At Alibaba’s Gateway 17 recruitment event in Detroit, founder and chairman Jack Ma discussed why those that compare his company to Amazon are getting it all wrong, the cancer that threatens to topple his empire and his $1 trillion aspirations.
When Ma launched Alibaba in 1999, his vision was to help China sell products to the world, especially the U.S. Since then, his perspective has changed. “In the past 30 years, USA domestic consumption was the engine of [the] global economy. I told people at that time, if you miss the opportunity of selling your products to USA, to Europe, you may miss the chance,” he said during a conversation with journalist Charlie Rose. “Today ,I want to tell the people, if you miss the opportunity of selling your products to China, you will miss the opportunity. You will miss the future.”
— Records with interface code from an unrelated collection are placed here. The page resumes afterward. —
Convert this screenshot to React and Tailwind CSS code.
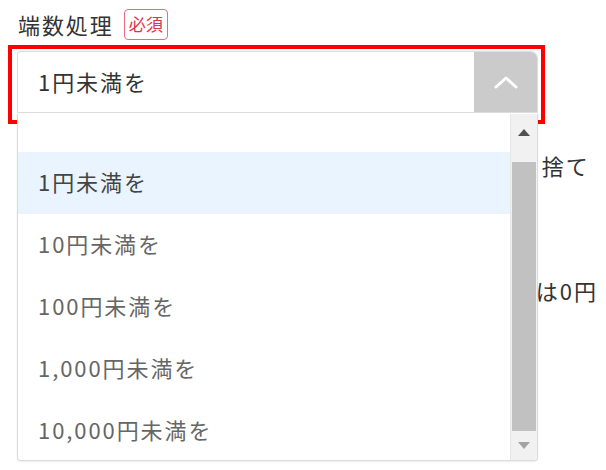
import React from 'react';

const options = ['1円未満を', '10円未満を', '100円未満を', '1,000円未満を', '10,000円未満を'];

function ChevronUp() {
  return (
    <svg width="26" height="16" viewBox="0 0 26 16" fill="none">
      <path d="M3 13 L13 4 L23 13" stroke="#fff" strokeWidth="3" strokeLinecap="round" strokeLinejoin="round" />
    </svg>
  );
}

function Scrollbar() {
  return (
    <div className="flex w-[27px] flex-col bg-[#f1f1f1] border-l border-[#e6e6e6]">
      <div className="flex h-[36px] items-center justify-center">
        <svg width="12" height="7" viewBox="0 0 12 7">
          <path d="M6 0 L12 7 L0 7 Z" fill="#505050" />
        </svg>
      </div>
      <div className="h-[12px]" />
      <div className="mx-auto h-[269px] w-[24px] bg-[#c1c1c1]" />
      <div className="flex flex-1 items-center justify-center">
        <svg width="12" height="7" viewBox="0 0 12 7">
          <path d="M0 0 L12 0 L6 7 Z" fill="#a3a3a3" />
        </svg>
      </div>
    </div>
  );
}

export default function App() {
  return (
    <div
      className="relative h-[470px] w-[606px] overflow-hidden bg-white text-[#333] tracking-[0.12em]"
      style={{ fontFamily: '"Noto Sans CJK JP", "Noto Sans", sans-serif' }}
    >
      <div className="flex items-center pl-[18px] pt-[8px]">
        <span className="text-[22px] leading-[32px]">端数処理</span>
        <span className="ml-[10px] flex h-[31px] items-center rounded-[4px] border-[1.5px] border-[#ec6a80] px-[4px] text-[17px] tracking-[0.02em] text-[#e3304c]">
          必須
        </span>
      </div>

      <div className="relative ml-[17px] mt-[11px] w-[521px]">
        <div className="flex h-[62px] overflow-hidden rounded-tr-[7px] rounded-tl-[3px] border border-[#dcdcdc]">
          <div className="flex flex-1 items-center pb-[2px] pl-[20px] text-[22px]">1円未満を</div>
          <div className="flex w-[63px] items-center justify-center bg-[#cbcbcb]">
            <ChevronUp />
          </div>
        </div>
        <div className="pointer-events-none absolute -left-[9px] -right-[7px] -top-[6px] -bottom-[11px] border-4 border-[#ff0000]" />
      </div>

      <div className="mt-[37px] pl-[494px] text-[22px] leading-[30px]">切り捨て</div>
      <div className="mt-[95px] pl-[488px] text-[22px] leading-[30px]">場合は0円</div>

      <div className="absolute left-[17px] top-[114px] flex h-[347px] w-[521px] overflow-hidden rounded-b-[4px] border border-t-0 border-[#dcdcdc] bg-white shadow-[0_1px_2px_rgba(0,0,0,0.08)]">
        <div className="flex-1 overflow-hidden">
          <div className="h-[38px]" />
          {options.map((o, i) => (
            <div
              key={o}
              className={`flex h-[62px] items-center pb-[3px] pl-[20px] text-[22px] ${
                i === 0 ? 'bg-[#e9f4fe] text-[#444]' : 'text-[#666]'
              }`}
            >
              {o}
            </div>
          ))}
        </div>
        <Scrollbar />
      </div>
    </div>
  );
}
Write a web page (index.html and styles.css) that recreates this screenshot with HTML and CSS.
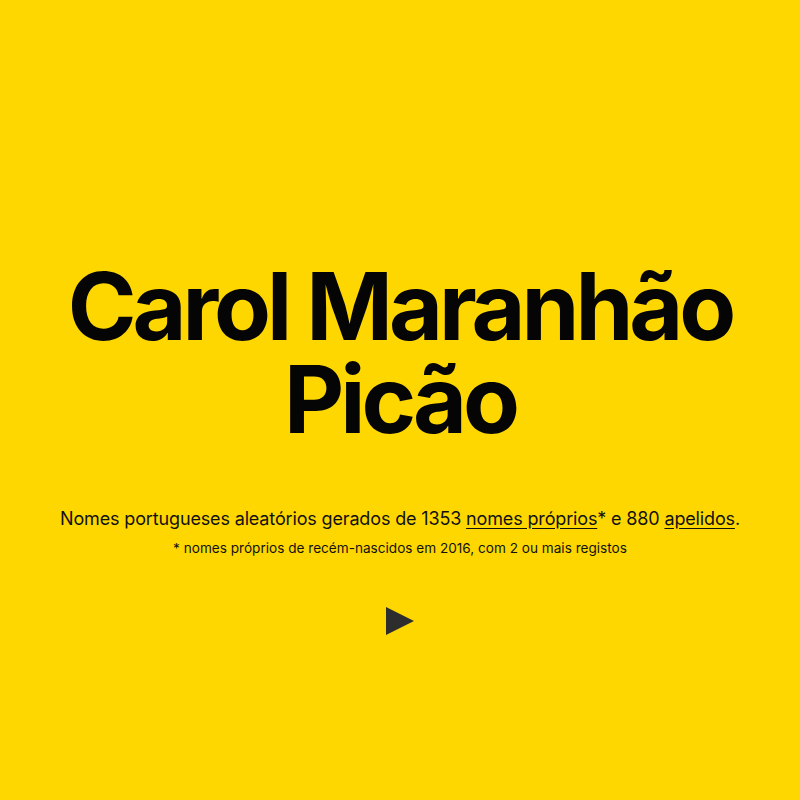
FILE: index.html
```html
<!DOCTYPE html>
<html lang="pt">
<head>
<meta charset="utf-8">
<title>Nomes portugueses</title>
<link rel="stylesheet" href="styles.css">
</head>
<body>
<main class="page">
  <h1 class="name"><span class="line">Carol Maranhão</span><span class="line">Picão</span></h1>
  <p class="lead">Nomes portugueses aleatórios gerados de 1353 <a href="#">nomes próprios</a>* e 880 <a href="#">apelidos</a>.</p>
  <p class="note">* nomes próprios de recém-nascidos em 2016, com 2 ou mais registos</p>
  <button class="play" aria-label="Gerar">
    <svg width="28" height="28" viewBox="0 0 28 28"><polygon points="0,0 28,14 0,28" fill="#2d2d2d"/></svg>
  </button>
</main>
</body>
</html>
```
FILE: styles.css
```css
html, body {
  margin: 0;
  padding: 0;
  background: #ffd700;
  font-family: Inter, "Noto Sans", sans-serif;
  color: #111;
}
.page {
  display: flex;
  flex-direction: column;
  align-items: center;
  text-align: center;
  padding-top: 260px;
}
.name {
  margin: 0;
  display: flex;
  flex-direction: column;
  align-items: center;
  font-size: 93px;
  line-height: 93px;
  font-weight: 700;
  letter-spacing: -4px;
  color: #050505;
}
.line {
  display: block;
}
.lead {
  margin: 61px 0 0;
  font-size: 18px;
  line-height: 24px;
  letter-spacing: -0.15px;
}
.lead a {
  color: inherit;
  text-decoration: underline;
  text-underline-offset: 3px;
}
.note {
  margin: 8px 0 0;
  font-size: 13.6px;
  line-height: 18px;
}
.play {
  margin-top: 50px;
  background: none;
  border: 0;
  padding: 0;
  cursor: pointer;
  line-height: 0;
}
```
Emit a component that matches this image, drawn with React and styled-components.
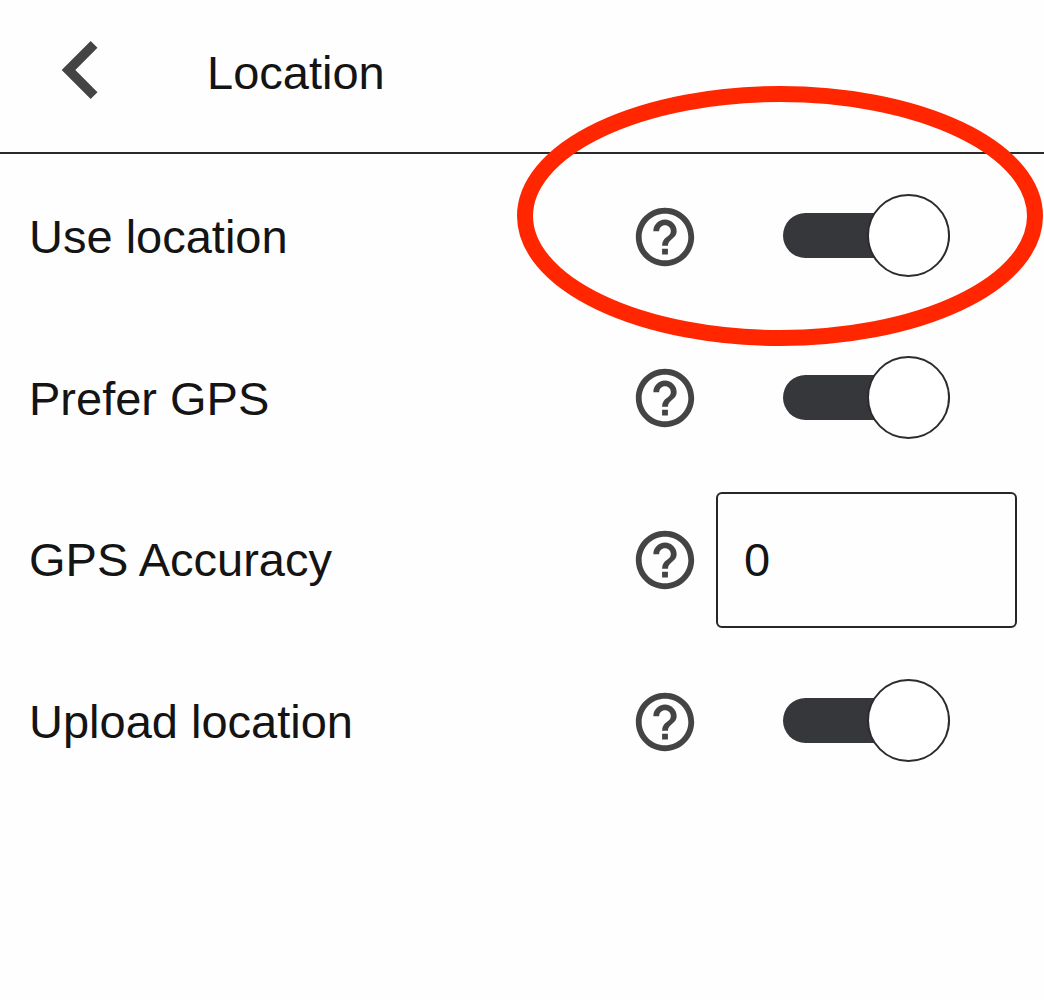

That was the message at the two-day event, which was designed to recruit U.S. companies onto Alibaba marketplaces. Ma, who sees himself as a small business hero, wants to drive sales to China’s booming consumer market in a big way. In January, Ma met with then President-Elect Trump to discuss his plan for creating a million new jobs in the U.S.—one entrepreneur at a time.
(Read more about Alibaba’s growth plan: E-Commerce Giants Make an Impression With Physical Footprints)
But those potential clients might be scared away by Alibaba’s reputation on intellectual property. The company’s Taobao marketplace wound up on the U.S. Trade Representative’s Notorious Markets list last year for allegedly allowing the sale of a large volume of counterfeits on the site. And Ma himself has been quoted as making comments that seemed to downplay the importance of stringent controls in this area.
More recently, though he’s seemed to recognize how truly detrimental these products could be—if not to his clients’ or their customers, at least to his own business. “We know there are three things that will make our site die, that will be the cancer of our business: counterfeit, IP and cheating,” he said in Detroit, adding that he recognizes that consumers have to have faith in the transactions that take place on the site.
Along with IP vigilance, Alibaba has focused on payment security as well, which is where Alipay comes in. “We’re using all the ways we do to try to make sure SMEs can easily sell and receive the money and customer service is good,” he added.
Though Alibaba offers its sellers a host of services—and has even expanded its reach into brick-and-mortar through investments and strategic partnerships—Ma says to draw a direct comparison between his company and Amazon, is a false equivalency. “Amazon is a great company. They did a fantastic job in America and the world. But they’re an e-commerce company. We’re not an e-commerce company. We help others to become e-commerce,” Ma said, adding his goal is for every business selling on his platforms to become the next Amazons. Alibaba’s payment, logistics and marketplaces are all in service of helping companies grow, he said. “We think, we’re not [globalizing] Alibaba. We’re globalizing e-commerce.”
While the parallels between Amazon and Alibaba will probably still prove too tempting for most, Ma goes further in differentiating the two. “We don’t think we’re a company,” he said. “We think we’re an economy.” In fact, Alibaba’s GMV for 2016 was $550 billion—roughly the size of Argentina’s GDP. “We’re ranking No. 21, 22 country GDP-wise. In the next three years, we’ll cross $1 trillion. We hope in 20 years, by 2036, we’ll be the 5th largest economy in the world [behind] America, China, Europe, Japan.”
It’s that kind of thinking that lead Ma, a professor at the time who’d never touched a computer before, to quit his job to pursue his vision. For other would-be entrepreneurs, he’s convinced the Internet can do for them what it’s done for him—if they act now.
“For small businesses, [in the] next 10 to 20 years no matter where you are, if you don’t try to globalize your business through the Internet, you may not have an opportunity.”